Thanks a lot, Brian, for this very lucid explanation of the issues from 
a psycholinguistic point of view! I have long shared your view that "in 
a given usage of a particular form by a given person at a given moment, 
one seldom knows whether rules or lists applied. Only if a clear 
productive overgeneralization occurs, and this is very rare, can one 
know for sure that a rule or gang effect applied" (my view is probably 
due to your influence, however indirectly!). This also makes me quite 
skeptical of "cognitive linguistics" of any sort – the adjective 
"cognitive" sounds great, especially to linguists who don't know much 
about cognition, but it probably promises more than we can deliver as 
linguists. <snip>

and Brian MacWhinney responded:
> <snip> yes, Martin I also sympathize with your wariness of the 
> application of the term "cognitive" as a magic wand for linguistic 
> analysis. I think the hope is that corpora and richer streams of data 
> recording can help us reduce this huge indeterminacy, but I can't see 
> how it would ever vanish entirely, given the complex dynamics of the 
> interplay.
To be sure, "cognitive" can be simply an impressive but empty buzzword. 
It can also be somewhat more legitimately used to describe a linguistics 
that hopes to be at least cognitively plausible and at best responsive 
to all the solid conclusions of cognitive psychology.

In the case at hand, I do not follow Martin's logic, which I understand 
to be going from (a) we can almost never know for sure if something was 
produced by rote or by rule, to (b) we as linguists cannot deliver on a 
"cognitive linguistics" of any sort.
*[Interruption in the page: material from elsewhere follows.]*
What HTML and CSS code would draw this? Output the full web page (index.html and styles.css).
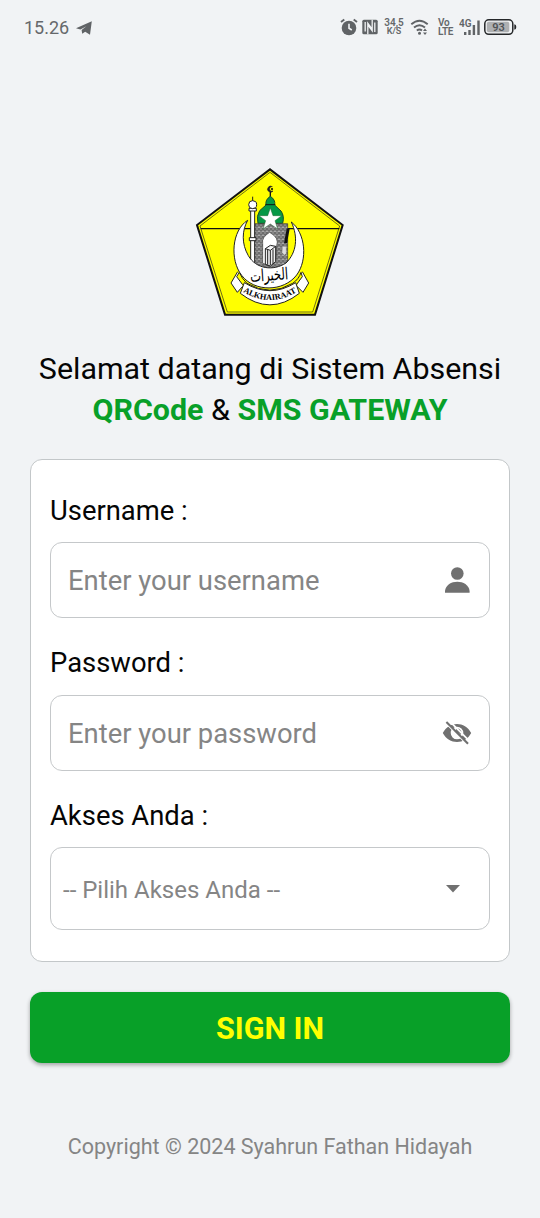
FILE: index.html
```html
<!DOCTYPE html>
<html lang="id">
<head>
<meta charset="utf-8">
<title>Sistem Absensi</title>
<link rel="stylesheet" href="styles.css">
</head>
<body>
<header class="status">
  <span class="clock">15.26</span>
  <svg class="plane" width="16" height="14" viewBox="0 0 16 14"><path d="M15.8 .3 14 13.7 9.2 10.7 6.2 12.8 5.6 9 10.4 5.3 4.4 8.6 0 7.2Z"/></svg>
  <div class="status-icons">
    <svg width="18" height="18" viewBox="0 0 18 18"><circle cx="9" cy="10" r="7.3"/><path class="line" d="M1 4 4.3 1.4M17 4 13.7 1.4"/><path class="cut" d="M9 5.8V10.3L11.8 12"/></svg>
    <svg class="nfc" width="16" height="16" viewBox="0 0 16 16"><rect x=".3" y=".8" width="15.4" height="14.4" rx="1.5"/><path class="cut thin" d="M5.8 15.2V4.2L10 10M3.2 3V12.6M10.2 .8V11.8L6 6M12.8 3.4V13"/></svg>
    <span class="speed"><b>34,5</b><b class="unit">K/S</b></span>
    <svg class="wifi" width="20" height="17" viewBox="0 0 20 17"><path class="line" d="M1.3 5.3Q9.5-1.8 17.7 5.3M4 8.5Q9.5 3.8 15 8.5M6.8 11.5Q9.5 9.5 12 11.5"/><circle cx="9.5" cy="14.2" r="1.5"/><path d="M15 9.5 17 12H13ZM15 16 13 13.5H17Z"/></svg>
    <span class="volte"><b>Vo</b><b>LTE</b></span>
    <svg class="signal" width="22" height="18" viewBox="0 0 22 18"><text x="0" y="9">4G</text><path d="M5 14h2.4v3H5ZM9.3 12h2.4v5H9.3ZM13.7 7H16.1v10h-2.4ZM18.3 2.5h2.4V17h-2.4Z"/></svg>
    <svg class="battery" width="33" height="18" viewBox="0 0 33 18"><rect class="shell" x=".8" y="1.8" width="28" height="14.5" rx="4"/><rect class="charge" x="2.8" y="3.8" width="22.5" height="10.5" rx="2"/><path class="tip" d="M30.3 6.3Q32.3 6.5 32.3 9T30.3 11.7Z"/><text x="14.5" y="13" text-anchor="middle">93</text></svg>
  </div>
</header>
<main class="login">
  <svg class="logo" viewBox="0 0 480 480" role="img" aria-label="Alkhairaat">
    <defs>
      <pattern id="brick" width="12" height="12" patternUnits="userSpaceOnUse"><rect width="12" height="12" fill="#aaa"/><path d="M0 0H12M0 6H12M3 0V6M9 6V12" stroke="#333" stroke-width="1.8"/></pattern>
      <path id="motto" d="M151 391Q240 449 328 391"/>
    </defs>
    <path d="M240 28 458 195 375 464H105L21 195Z" fill="#ff0" stroke="#111" stroke-width="6"/>
    <path d="M240 37 449 198 368 456H112L30 198Z" fill="none" stroke="#222" stroke-width="2"/>
    <path d="M32 206H448" stroke="#111" stroke-width="4"/>
    <path d="M247 80A9 9 0 1 0 249 93 7 7 0 1 1 247 80Z" fill="#222" stroke="#222" stroke-width="2"/><circle cx="246" cy="87" r="3"/><path d="M241 96V113" stroke="#111" stroke-width="4"/>
    <path d="M228 135Q225 119 241 109 257 119 254 135L273 153Q284 168 278 190H204Q198 168 209 152Z" fill="#079846" stroke="#174c29" stroke-width="3"/>
    <path d="M226 134H256" stroke="#111" stroke-width="3"/>
    <path d="M195 191H293V324H190Z" fill="url(#brick)" stroke="#333" stroke-width="2"/>
    <path d="m241 144 8 23h26l-20 15 8 25-22-15-22 15 8-25-20-15h26Z" fill="#fff" stroke="#263" stroke-width="1.5"/>
    <path d="M239 217Q269 234 260 257L256 307 242 318 218 310V251Q214 232 239 217Z" fill="#fff" stroke="#333" stroke-width="2"/>
    <path d="m226 266 15-10 16 3v46l-16 13-15-5ZM226 266l15 5 16-12M241 271v44M233 268v46M249 268v44" fill="#eee" stroke="#222" stroke-width="3"/>
    <path d="M290 206H299L291 250H282Z" fill="#111"/><path d="M277 259H289V280L283 286 276 278Z" fill="#ddd" stroke="#555"/>
    <path d="M182 151H194V324H182Z" fill="#fff" stroke="#222" stroke-width="3"/>
    <path d="M188 110V125M177 145H199V153H177ZM178 233H198V242H178Z" fill="#fff" stroke="#222" stroke-width="3"/><circle cx="188" cy="134" r="12" fill="#fff" stroke="#222" stroke-width="3"/>
    <path d="M143 335 123 369 142 397 158 379M337 335 356 369 339 397 321 379" fill="#fff" stroke="#222" stroke-width="3"/>
    <path d="M148 337Q156 357 171 370 239 411 308 370 327 357 333 337L337 350 320 373Q239 425 157 373L140 350Z" fill="#ff0" stroke="#222" stroke-width="3"/>
    <path d="M173 181C125 211 119 300 155 346 193 397 281 396 320 345 354 299 346 219 304 186 325 231 320 278 288 309 250 334 198 327 175 287 154 251 156 211 173 181Z" fill="#fff" stroke="#222" stroke-width="3"/>
    <path d="M163 368Q240 416 317 368L328 400Q240 469 151 400Z" fill="#fff" stroke="#222" stroke-width="3"/>
    <text class="arabic" x="238" y="362" text-anchor="middle" textLength="114" lengthAdjust="spacingAndGlyphs" transform="rotate(-4 238 355)">الخيرات</text>
    <text class="motto"><textPath href="#motto" startOffset="50%" text-anchor="middle">ALKHAIRAAT</textPath></text>
  </svg>
  <h1 class="welcome"><span class="welcome-line">Selamat datang di Sistem Absensi</span><span class="product"><strong>QRCode</strong> &amp; <strong>SMS GATEWAY</strong></span></h1>
  <form class="card">
    <div class="label">Username :</div>
    <div class="field"><span class="username">Enter your username</span><svg width="30" height="30" viewBox="0 0 30 30"><circle cx="15.3" cy="8.5" r="6.3"/><path d="M3 27.8V26C3.7 19.8 9.3 16.7 15.3 16.7S26.9 19.8 27.6 26V27.8Z"/></svg></div>
    <div class="label">Password :</div>
    <div class="field"><span class="password">Enter your password</span><svg width="30" height="30" viewBox="0 0 30 30"><path fill-rule="evenodd" d="M.8 15C7 3 23 3 29.2 15 23 27 7 27 .8 15ZM15 8.7A6.3 6.3 0 1 0 15 21.3 6.3 6.3 0 1 0 15 8.7Z"/><path d="M15 10.5A4.5 4.5 0 0 1 19.5 15.5L17.8 17.3Q18 15 15.5 14.5 13.5 13.8 14 10.6Z"/><path class="gap" d="M3 4.2 25.5 26.7M5.8 1.4 28.3 23.9"/><path class="slash" d="M4.4 4.1 26 25.7"/></svg></div>
    <div class="label">Akses Anda :</div>
    <div class="field select"><span class="choice">-- Pilih Akses Anda --</span><svg width="14" height="8" viewBox="0 0 14 8"><path d="M0 0H14L7 7.5Z"/></svg></div>
  </form>
  <button class="submit" type="button">SIGN IN</button>
  <footer class="copyright">Copyright © 2024 Syahrun Fathan Hidayah</footer>
</main>
</body>
</html>
```
FILE: styles.css
```css
* { box-sizing: border-box; }
body { margin: 0; height: 1218px; background: #f1f3f5; font-family: Roboto, sans-serif; color: #050505; }
svg { display: block; }
.status { height: 56px; display: flex; align-items: center; padding: 0 23px 2px 24px; color: #65686b; fill: #606366; }
.clock { font-size: 18px; padding-top: 1px; }
.plane { margin: 1px 0 0 7px; }
.status-icons { display: flex; align-items: center; margin-left: auto; }
.line { fill: none; stroke: #606366; stroke-width: 1.9; }
.cut { fill: none; stroke: #f1f3f5; stroke-width: 1.6; }
.thin { stroke-width: 1.3; }
.nfc { margin-left: 4px; }
.speed, .volte { display: grid; text-align: center; font-size: 10px; line-height: 9px; font-weight: 600; }
.speed b, .volte b { font-weight: 600; }
.speed { margin-left: 6px; width: 20px; }
.speed .unit { font-size: 9px; }
.wifi { margin-left: 6px; }
.volte { margin-left: 8px; width: 16px; text-align: left; letter-spacing: -.3px; }
.signal { margin-left: 5px; }
.signal text { font-size: 10px; font-weight: 600; }
.battery { margin-left: 3px; }
.shell { fill: #f1f3f5; stroke: #252729; stroke-width: 1.5; }
.charge { fill: #aeb0b2; }
.tip { fill: #252729; }
.battery text { font-size: 11px; font-weight: 600; fill: #505356; }
.login { padding: 104px 30px 0; display: flex; flex-direction: column; align-items: center; }
.logo { width: 160px; height: 160px; }
.arabic { font: 50px "DejaVu Sans", sans-serif; }
.motto { font: bold 25px "Liberation Serif", serif; }
.welcome { margin: 28px 0 0; font-size: 30.4px; line-height: 41px; font-weight: 400; display: grid; text-align: center; white-space: nowrap; }
.welcome strong { color: #08a028; font-weight: 700; }
.card { width: 480px; height: 503px; margin-top: 29px; padding: 30px 19px 0; border: 1px solid #c3c7c9; border-radius: 12px; background: #fff; }
.label { height: 52px; padding-top: 0.5px; font-size: 27.4px; line-height: 41px; }
.field { height: 76px; margin-bottom: 24.5px; padding: 0 17px; border: 1px solid #c5c8ca; border-radius: 12px; display: flex; align-items: center; justify-content: space-between; color: #858585; font-size: 27.4px; fill: #707070; white-space: nowrap; }
.gap { stroke: #fff; stroke-width: 1.8; fill: none; }
.slash { stroke: #707070; stroke-width: 2.1; fill: none; }
.username, .password { padding-top: 2px; }
.select { height: 83px; padding: 1px 29px 0 12px; font-size: 24px; }
.choice { padding-top: 1px; }
.submit { width: 480px; height: 71px; margin-top: 30px; border: 0; border-radius: 12px; background: #08a028; color: #ff0; font: 700 30.5px Roboto, sans-serif; padding: 2px 0 0; box-shadow: 0 2px 4px #0005; }
.copyright { margin-top: 69px; font-size: 21.5px; line-height: 30px; color: #858585; white-space: nowrap; }
```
Brian's answer, as well, seems to 
suggest that, as long as we cannot make the indeterminacy vanish 
entirely, or at least reduce it greatly, we do not have a linguistic 
analysis .

What about a linguistics that would embrace the indeterminacy? What 
about one that would say precisely "we cannot, in the absence of 
empirical evidence, definitively say if something was produced by rote 
or by rule"? That would refuse to say that "since some Derived Nominals 
are related to their corresponding verbs only in an irregular fashion, 
DN's as a class are not produced by the grammar but rather listed in the 
lexicon " (my paraphrase of Newmeyer 1980 summarizing Chomsky 1967). And 
that would say that when Martin Haspelmath wrote "explanation" in his 
email of 10 June 08 at 1:49 pm, he almost certainly got the word "off 
the shelf" (i.e. from a list), but that without having measured his 
brain functions at that time, in ways we do not yet know how to do, we 
cannot know for a fact that no rules or gang effects were active in the 
process.

In the end the question of whether a structure was produced by rote or 
by rule doesn't seem, in many cases at least, to be crucial for 
communication —a speaker may use either or both and a hearer use the 
opposite mechanism or the same one or both, and adequate communication 
can take place. So why does it have to be crucial for linguistics?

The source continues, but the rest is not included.